Canada’s No. 2 REIT Says No to US Expansion; CEO Sees More Failing American Retailers
RioCan Signals to Global Investors His Bet for the Best Canadian Markets
BY GARRY MARR (via CoStar Group)
RioCan is developing the Litho in Toronto as the company expands into apartments. Image: RioCan.
The United States, a global economic powerhouse, holds no appeal at the moment for Canada’s second-largest real estate investment trust. Blame U.S. department stores.
Canada’s No. 2 REIT by stock market value has no plans to reenter its close trading partner, with Ed Sonshine, the chief executive of RioCan, telling shareholders at the REIT’s annual general meeting that investment will be heavily focused on Toronto in the future.
“We made a lot of money down there in our five or six years,” he said in response to a question about further investments south of the border, where RioCan sold a portfolio of 49 retail properties located in the northeastern United States and Texas for about $2.6 billion to Blackstone Real Estate Partners VIII in 2016. RioCan made about $1 billion on its U.S. investment over that time, much of it based on currency gains.

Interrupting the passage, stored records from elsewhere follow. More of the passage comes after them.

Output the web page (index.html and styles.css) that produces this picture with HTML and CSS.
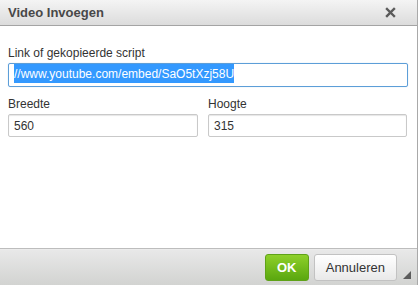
FILE: index.html
```html
<!DOCTYPE html>
<html>

<head>
  <meta charset="UTF-8" />
  <title>Video Invoegen</title>

  <link rel="stylesheet" href="styles.css">
</head>

<body>
  <div class="dialog">
    <div class="dialog-title">
      <b>Video Invoegen</b>
      <span class="dialog-close">
        <svg width="11" height="11" viewBox="0 0 11 11">
          <path d="M2 2 L9 9 M9 2 L2 9" stroke="#5a5a5a" stroke-width="2.4" stroke-linecap="square" />
        </svg>
      </span>
    </div>
    <div class="dialog-body">
      <div class="field">
        <label>Link of gekopieerde script</label>
        <div class="input focus"><span class="selected">//www.youtube.com/embed/SaO5tXzj58U</span></div>
      </div>
      <div class="row">
        <div class="field">
          <label>Breedte</label>
          <div class="input">560</div>
        </div>
        <div class="field">
          <label>Hoogte</label>
          <div class="input">315</div>
        </div>
      </div>
    </div>
    <div class="dialog-footer">
      <button class="btn btn-ok">OK</button>
      <button class="btn">Annuleren</button>
      <span class="grip"></span>
    </div>
  </div>
</body>

</html>
```

FILE: styles.css
```css
body {
  margin: 0;
  font-family: "Liberation Sans", Arial, sans-serif;
  color: #333;
}

.dialog {
  position: relative;
  width: 417px;
  height: 285px;
  border-right: 1px solid #a9a9a9;
  display: flex;
  flex-direction: column;
  background: #fff;

  .dialog-title {
    height: 25px;
    display: flex;
    align-items: center;
    justify-content: space-between;
    padding: 0 21px 0 8px;
    background: linear-gradient(#f4f4f4, #dcdcdc);
    border-bottom: 1px solid #a4a4a4;
    font-size: 13px;
    color: #484848;
  }

  .dialog-close {
    display: flex;
  }

  .dialog-body {
    flex: 1;
    padding: 20px 9px 0 8px;
  }

  .dialog-footer {
    position: relative;
    height: 37px;
    border-top: 1px solid #bdbdbd;
    box-shadow: inset 0 1px 0 #ececec;
    background: linear-gradient(#e9e9e9, #d2d3d1);
    display: flex;
    align-items: flex-start;
    justify-content: flex-end;
    gap: 5px;
    padding: 5px 20px 0 0;
    box-sizing: border-box;
  }
}

.field {
  label {
    display: block;
    font-size: 12px;
    line-height: 14px;
    margin-bottom: 3px;
  }
}

.row {
  display: flex;
  gap: 10px;
  margin-top: 10px;

  .field {
    flex: 0 0 190px;
  }

  .field + .field {
    flex: 0 0 199px;
  }
}

.input {
  height: 23px;
  line-height: 23px;
  box-sizing: border-box;
  padding: 0 5px;
  border: 1px solid #c9c9c9;
  border-radius: 2px;
  box-shadow: inset 0 1px 1px #e6e6e6;
  font-size: 12px;
  color: #333;
  white-space: nowrap;
  overflow: hidden;
}

.input.focus {
  height: 24px;
  line-height: 21px;
  border-color: #5d9ed8;
  box-shadow: 0 0 1px #9ec6ea;
}

.selected {
  background: #3399ff;
  color: #fff;
  padding: 3px 0 2px;
}

.btn {
  height: 27px;
  padding: 0 11px;
  font-family: "Liberation Sans", Arial, sans-serif;
  font-size: 13px;
  color: #333;
  border: 1px solid #c2c2c2;
  border-radius: 3px;
  background: linear-gradient(#ffffff, #e9e9e9);
}

.btn-ok {
  width: 44px;
  font-weight: bold;
  color: #fff;
  border-color: #5fa218;
  background: linear-gradient(#8ed02a, #5aa70f);
}

.grip {
  position: absolute;
  right: 6px;
  bottom: 6px;
  width: 0;
  height: 0;
  border-left: 8px solid transparent;
  border-bottom: 8px solid #5c5c5c;
}
```
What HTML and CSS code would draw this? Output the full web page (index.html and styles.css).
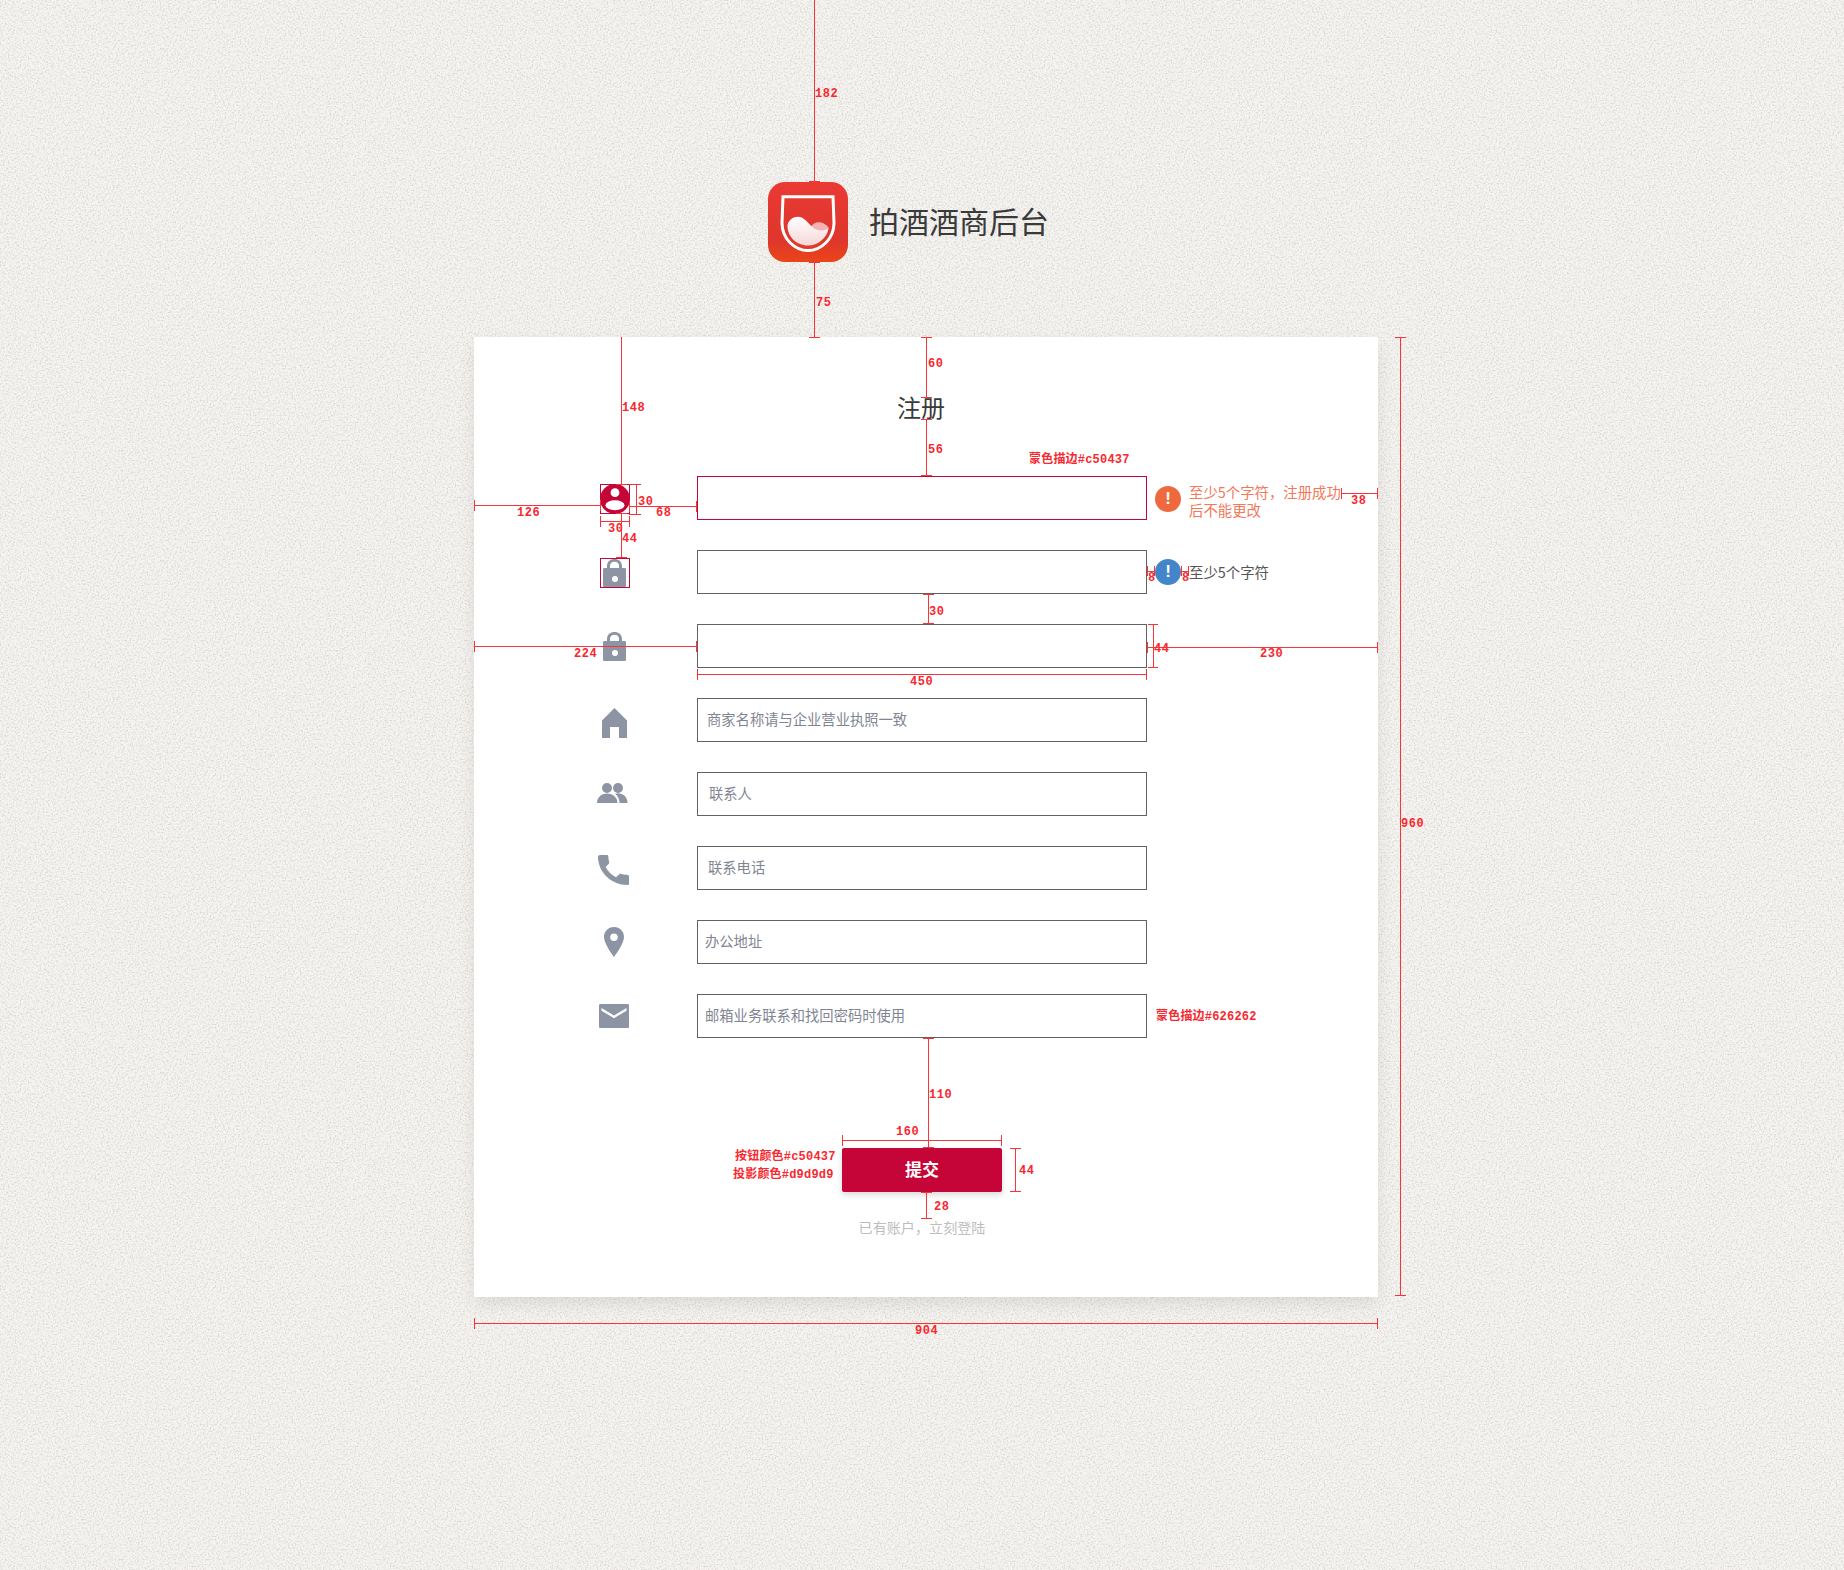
FILE: index.html
```html
<!DOCTYPE html>
<html lang="zh-CN">
<head>
<meta charset="utf-8">
<title>拍酒酒商后台 注册</title>
<link rel="stylesheet" href="styles.css">
</head>
<body>
<div class="page">
  <header class="brand">
    <svg class="logo" viewBox="0 0 80 80" aria-hidden="true">
      <defs>
        <linearGradient id="logoBg" x1="0" y1="0" x2="0" y2="1">
          <stop offset="0" stop-color="#ea3a33"/>
          <stop offset=".72" stop-color="#de362c"/>
          <stop offset="1" stop-color="#ea4519"/>
        </linearGradient>
        <linearGradient id="wave" x1="0" y1="0" x2="0" y2="1">
          <stop offset="0" stop-color="#ffffff"/>
          <stop offset="1" stop-color="#f5d8d8"/>
        </linearGradient>
      </defs>
      <rect width="80" height="80" rx="17" fill="url(#logoBg)"/>
      <path d="M15 14.800H65L66 41C66 57 53 68.600 40 68.600S14 57 14 41Z" fill="none" stroke="#fff" stroke-width="3"/>
      <path d="M42 46C46 39 54 38 61 46C58 50 50 51 45 49Z" fill="#f3b2b4"/>
      <path d="M19.500 43C21 36 30 32 36 37C41 41 45 47 50 48C54 49 58 48 60.500 46.500C59 56 50 63.500 40 63.500C28 63.500 19 54 19.500 43Z" fill="url(#wave)"/>
    </svg>
    <h1 class="brand-name">拍酒酒商后台</h1>
  </header>

  <main class="panel">
    <h2 class="panel-title">注册</h2>
    <div class="form">
      <svg class="ico" viewBox="0 0 30 30" aria-hidden="true">
        <circle cx="15" cy="16" r="15" fill="#c50437"/>
        <circle cx="15" cy="9.700" r="4.400" fill="#fff"/>
        <ellipse cx="15" cy="22.300" rx="9.500" ry="5" fill="#fff"/>
      </svg>
      <div class="field field-active"></div>
      <div class="hint hint-error">
        <span class="badge badge-error">!</span>
        <span class="hint-text">至少5个字符，注册成功后不能更改</span>
      </div>

      <svg class="ico" viewBox="0 0 30 30" aria-hidden="true">
        <path class="ico-fill" fill-rule="evenodd" d="M7 11V9C7 4.500 10.500 2 14.500 2S22 4.500 22 9V11H24.500C25.500 11 26 11.500 26 12.500V28.500C26 29.500 25.500 30 24.500 30H4.500C3.500 30 3 29.500 3 28.500V12.500C3 11.500 3.500 11 4.500 11ZM10 11H19V9C19 6.500 17.500 4.800 14.500 4.800S10 6.500 10 9ZM15 19A3 3 0 1 0 15 25 3 3 0 1 0 15 19Z"/>
      </svg>
      <div class="field"></div>
      <div class="hint">
        <span class="badge badge-info">!</span>
        <span class="hint-text">至少5个字符</span>
      </div>

      <svg class="ico" viewBox="0 0 30 30" aria-hidden="true">
        <path class="ico-fill" fill-rule="evenodd" d="M7 10V8C7 3.500 10.500 1 14.500 1S22 3.500 22 8V10H24.500C25.500 10 26 10.500 26 11.500V28.500C26 29.500 25.500 30 24.500 30H4.500C3.500 30 3 29.500 3 28.500V11.500C3 10.500 3.500 10 4.500 10ZM10 10H19V8C19 5.500 17.500 3.800 14.500 3.800S10 5.500 10 8ZM15 19A3 3 0 1 0 15 25 3 3 0 1 0 15 19Z"/>
      </svg>
      <div class="field"></div>
      <div class="hint"></div>

      <svg class="ico" viewBox="0 0 30 30" aria-hidden="true">
        <path class="ico-fill" d="M14.500 3L27 15.500V33H19V22H10V33H2V15.500Z"/>
      </svg>
      <div class="field field-name">商家名称请与企业营业执照一致</div>
      <div class="hint"></div>

      <svg class="ico" viewBox="0 0 30 30" aria-hidden="true">
        <circle class="ico-fill" cx="7" cy="9" r="5"/>
        <circle class="ico-fill" cx="18" cy="9" r="5"/>
        <path class="ico-fill" d="M-3 24C-3 17.500 2.500 14.500 7 14.500S17.500 17.500 17.500 24Z"/>
        <path class="ico-fill" d="M15 14.800C16 14.500 17 14.300 18 14.300C23 14.300 27.500 18 27.500 24H19.500C19.500 20 17.500 16.500 15 14.800Z"/>
      </svg>
      <div class="field field-contact">联系人</div>
      <div class="hint"></div>

      <svg class="ico" viewBox="0 0 30 30" aria-hidden="true">
        <path class="ico-fill" d="M.5 2H6.800C7.800 2 8.300 2.500 8.300 3.500C8.300 5.500 8.600 7.300 9.200 9C9.400 9.600 9.300 10.200 8.800 10.700L5.700 14C8 18.500 11.500 22 16 24.300L19.300 21.200C19.800 20.700 20.400 20.600 21 20.800C22.700 21.400 24.500 21.700 26.500 21.700C27.500 21.700 29 22.200 29 23.200V30.500C29 31.500 28.500 32 27.500 32C11.500 32 -2 19.500 -2 3.500C-2 2.500 -.5 2 .5 2Z"/>
      </svg>
      <div class="field field-phone">联系电话</div>
      <div class="hint"></div>

      <svg class="ico" viewBox="0 0 30 30" aria-hidden="true">
        <path class="ico-fill" fill-rule="evenodd" d="M14 0C20 0 24 4.500 24 10C24 17 14 30 14 30S4 17 4 10C4 4.500 8 0 14 0ZM14 6.500A3.800 3.800 0 1 0 14 14.100 3.800 3.800 0 1 0 14 6.500Z"/>
      </svg>
      <div class="field field-office">办公地址</div>
      <div class="hint"></div>

      <svg class="ico" viewBox="0 0 30 30" aria-hidden="true">
        <path class="ico-fill" fill-rule="evenodd" d="M.5 3H27.500C28.500 3 29 3.500 29 4.500V25.500C29 26.500 28.500 27 27.500 27H.5C-.5 27 -1 26.500 -1 25.500V4.500C-1 3.500 -.5 3 .5 3ZM1.500 7L14 14.400 26.500 7V9.800L14 17.200 1.500 9.800Z"/>
      </svg>
      <div class="field field-mail">邮箱业务联系和找回密码时使用</div>
      <div class="hint"></div>
    </div>

    <button class="submit" type="button">提交</button>
    <p class="login-link">已有账户，立刻登陆</p>
  </main>

  <svg class="marks" viewBox="0 0 1844 1570" aria-hidden="true">
    <rect class="box" x="600.500" y="484.500" width="29" height="29"/>
    <rect class="box" x="600.500" y="558.500" width="29" height="29"/>
    <path class="line" d="
      M814.500 0V181M809 181.500H820
      M814.500 262V337M809 262.500H820M809 337.500H820
      M926.500 337V397M921 337.500H932M921 397.500H932
      M926.500 420V476M921 419.500H932M921 475.500H932
      M621.500 337V484M616 484.500H627
      M621.500 514V558M616 513.500H627M616 557.500H627
      M474 505.500H600M474.500 500V511M600.500 500V511
      M629 506.500H697M629.500 501V512M696.500 501V512
      M629 484.500H641M629 514.500H641M636.500 484V514
      M600 521.500H629M600.500 516V527M629.500 516V527
      M474 646.500H697M474.500 641V652M696.500 641V652
      M697 674.500H1147M697.500 669V680M1146.500 669V680
      M1153.500 624V667M1148 624.500H1158M1148 667.500H1158
      M1147 647.500H1378M1147.500 642V653M1377.500 642V653
      M1341 493.500H1378M1341.500 488V499M1377.500 488V499
      M1147 571.500H1155M1147.500 566V576M1154.500 566V576
      M1181 571.500H1189M1181.500 566V576M1188.500 566V576
      M928.500 594V624M923 594.500H934M923 623.500H934
      M1400.500 337V1295M1395 337.500H1406M1395 1295.500H1406
      M474 1323.500H1378M474.500 1318V1329M1377.500 1318V1329
      M928.500 1038V1148M923 1038.500H934M923 1147.500H934
      M842 1140.500H1002M842.500 1135V1146M1001.500 1135V1146
      M1015.500 1148V1191M1010 1148.500H1021M1010 1191.500H1021
      M926.500 1192V1219M921 1192.500H932M921 1218.500H932"/>
    <text class="num" x="815" y="97">182</text>
    <text class="num" x="816" y="306">75</text>
    <text class="num" x="928" y="367">60</text>
    <text class="num" x="928" y="453">56</text>
    <text class="num" x="622" y="411">148</text>
    <text class="num" x="517" y="516">126</text>
    <text class="num" x="656" y="516">68</text>
    <text class="num" x="638" y="505">30</text>
    <text class="num" x="608" y="532">30</text>
    <text class="num" x="622" y="542">44</text>
    <text class="num" x="1148" y="581">8</text>
    <text class="num" x="1182" y="581">8</text>
    <text class="num" x="929" y="615">30</text>
    <text class="num" x="574" y="657">224</text>
    <text class="num" x="910" y="685">450</text>
    <text class="num" x="1154" y="652">44</text>
    <text class="num" x="1260" y="657">230</text>
    <text class="num" x="1351" y="504">38</text>
    <text class="num" x="1401" y="827">960</text>
    <text class="num" x="915" y="1334">904</text>
    <text class="num" x="929" y="1098">110</text>
    <text class="num" x="896" y="1135">160</text>
    <text class="num" x="1019" y="1174">44</text>
    <text class="num" x="934" y="1210">28</text>
    <text class="note" x="1029" y="463">蒙色描边#c50437</text>
    <text class="note" x="1156" y="1020">蒙色描边#626262</text>
    <text class="note" x="735" y="1160">按钮颜色#c50437</text>
    <text class="note" x="733" y="1178">投影颜色#d9d9d9</text>
  </svg>
</div>
</body>
</html>
```

FILE: styles.css
```css
* { box-sizing: border-box; }

html, body { margin: 0; padding: 0; }

body {
  font-family: "Noto Sans CJK SC", "Liberation Sans", sans-serif;
  color: #3b3b3b;
  background-color: #f4f2ee;
}

.page {
  position: relative;
  width: 1844px;
  height: 1570px;
  overflow: hidden;
  padding-top: 182px;
  background-color: #f6f4f1;
  background-image: url("data:image/svg+xml,%3Csvg xmlns='http://www.w3.org/2000/svg' width='512' height='512'%3E%3Cfilter id='n' x='0' y='0' width='100%25' height='100%25'%3E%3CfeTurbulence type='fractalNoise' baseFrequency='.6' numOctaves='3' stitchTiles='stitch'/%3E%3CfeColorMatrix values='0 0 0 0 .5 0 0 0 0 .47 0 0 0 0 .42 1.2 0 0 0 -.52'/%3E%3C/filter%3E%3Crect width='512' height='512' filter='url(%23n)'/%3E%3C/svg%3E");
}

.brand {
  display: flex;
  align-items: center;
  gap: 21px;
  height: 80px;
  margin-left: 768px;
}

.logo { width: 80px; height: 80px; flex: none; }

.brand-name {
  margin: 0 0 4px;
  font-size: 30px;
  font-weight: 400;
  line-height: 40px;
  color: #3a3a3a;
}

.panel {
  width: 904px;
  height: 960px;
  margin: 75px 0 0 474px;
  padding-top: 58px;
  background: #fff;
  box-shadow: 0 7px 16px -2px rgba(90, 85, 75, .16);
}

.panel-title {
  margin: 0 0 58px 423px;
  font-size: 24px;
  font-weight: 400;
  line-height: 23px;
  color: #3a3a3a;
}

.form {
  display: grid;
  grid-template-columns: 30px 450px 1fr;
  column-gap: 67px;
  row-gap: 30px;
  padding-left: 126px;
  align-items: center;
}

.ico { width: 30px; height: 30px; overflow: visible; }
.ico-fill { fill: #8d94a3; }

.field {
  height: 44px;
  border: 1px solid #626262;
  font-size: 14.300px;
  line-height: 40px;
  color: #7f8593;
  white-space: nowrap;
}

.field-active { border-color: #c50437; }
.field-name { padding-left: 9px; }
.field-contact { padding-left: 11px; }
.field-phone { padding-left: 10px; }
.field-office { padding-left: 7px; }
.field-mail { padding-left: 7px; }

.hint {
  display: flex;
  align-items: center;
  gap: 8px;
  margin-left: -59px;
  width: 194px;
  font-size: 14.400px;
  line-height: 18px;
  color: #555;
}

.hint-text { flex: 1; }
.hint-error { color: #f4775a; }
.hint-error .hint-text { padding-top: 6px; }

.badge {
  flex: none;
  width: 26px;
  height: 26px;
  border-radius: 50%;
  font-family: "Liberation Sans", sans-serif;
  font-size: 17px;
  font-weight: 700;
  line-height: 26px;
  text-align: center;
  color: #fff;
}

.badge-error { background: #ee6a3e; margin-top: 2px; }
.badge-info { background: #4285c8; }

.submit {
  display: block;
  width: 160px;
  height: 44px;
  margin: 110px 0 0 368px;
  padding: 0 0 4px;
  border: 0;
  border-radius: 2px;
  background: #c50437;
  box-shadow: 0 3px 6px #d9d9d9;
  font-family: inherit;
  font-size: 17px;
  font-weight: 700;
  color: #fff;
}

.login-link {
  width: 160px;
  margin: 26px 0 0 368px;
  font-size: 14.100px;
  line-height: 18px;
  text-align: center;
  white-space: nowrap;
  color: #bdbdbd;
}

.marks {
  position: absolute;
  top: 0;
  left: 0;
  width: 1844px;
  height: 1570px;
  pointer-events: none;
}

.line {
  fill: none;
  stroke: #f8343a;
  stroke-width: 1;
  shape-rendering: crispEdges;
}

.box {
  fill: none;
  stroke: #c50437;
  stroke-width: 1;
  shape-rendering: crispEdges;
}

.num, .note {
  fill: #f8282f;
  font-family: "Liberation Mono", "Noto Sans CJK SC", monospace;
  font-size: 12px;
  font-weight: 700;
  letter-spacing: .5px;
}

.note { letter-spacing: .2px; }
```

“It’s behind us, and we are completely not in the United States and have no plans to go back. That retail market, as we suspected at the time when we made the decision to exit, has been really difficult. I see no reason to go back. The market is already tough, and they haven’t dealt with Sears yet. They have many more department stores” that could go bankrupt.
RioCan has a history of willingness to walk away from the U.S. market. It first attempted a foray into the United States with a proposed billion-dollar joint venture deal with Michigan-based Ramco-Gershenson Properties Trust in 2006, but ended up dropping the transaction before it closed.
He also signaled to real estate investors around the world what his firm’s research says are Canada’s best property markets for his company.
The 72-year-old Sonshine, who has agreed to stay on as chief executive until his retirement on March 31, 2021, subject to a potential one-year extension, said the REIT is getting closer to its goal of being primarily focused on Canada’s six largest cities: Vancouver, Edmonton, Toronto, Calgary, Ottawa and Montreal, also referred to as VETCOM.
It announced almost two years ago a $2 billion disposition program in secondary markets and has reached about 75% of that target, though the REIT told shareholders the process is slowing a bit.
Still, the REIT’s net operating income from the big six – or VETCOM – cities has jumped to 87.5% in the first quarter of 2019, up from 75% three years ago. The greater Toronto area now accounts for almost 48% of NOI, up from 41% three years ago.
Sonshine, in an interview with CoStar News, said the REIT is actively looking at ways to diversify its retail holdings. “We’ve looked at hotels, we’ve looked at senior citizens [homes] who like to be next to malls. We are looking at medical uses and other specialized uses,” said Sonshine, who told shareholders his REIT expects to build an apartment rental portfolio of up to 10,000 units.
But, he added, “retail is not going away.”
Instead, RioCan has focused on development sites that were once intended for retail use that are now being repurposed.
One example is the 100 acres the REIT bought just east of Toronto in Oshawa, Ontario, for a 1 million-square-foot power centre, before the recession and continued layoffs started happening at the General Motors plant in the area.
“For the last 10 years, it’s been killing me,” said Sonshine, about the site which has since been converted to profitable housing developments that RioCan has partnered on.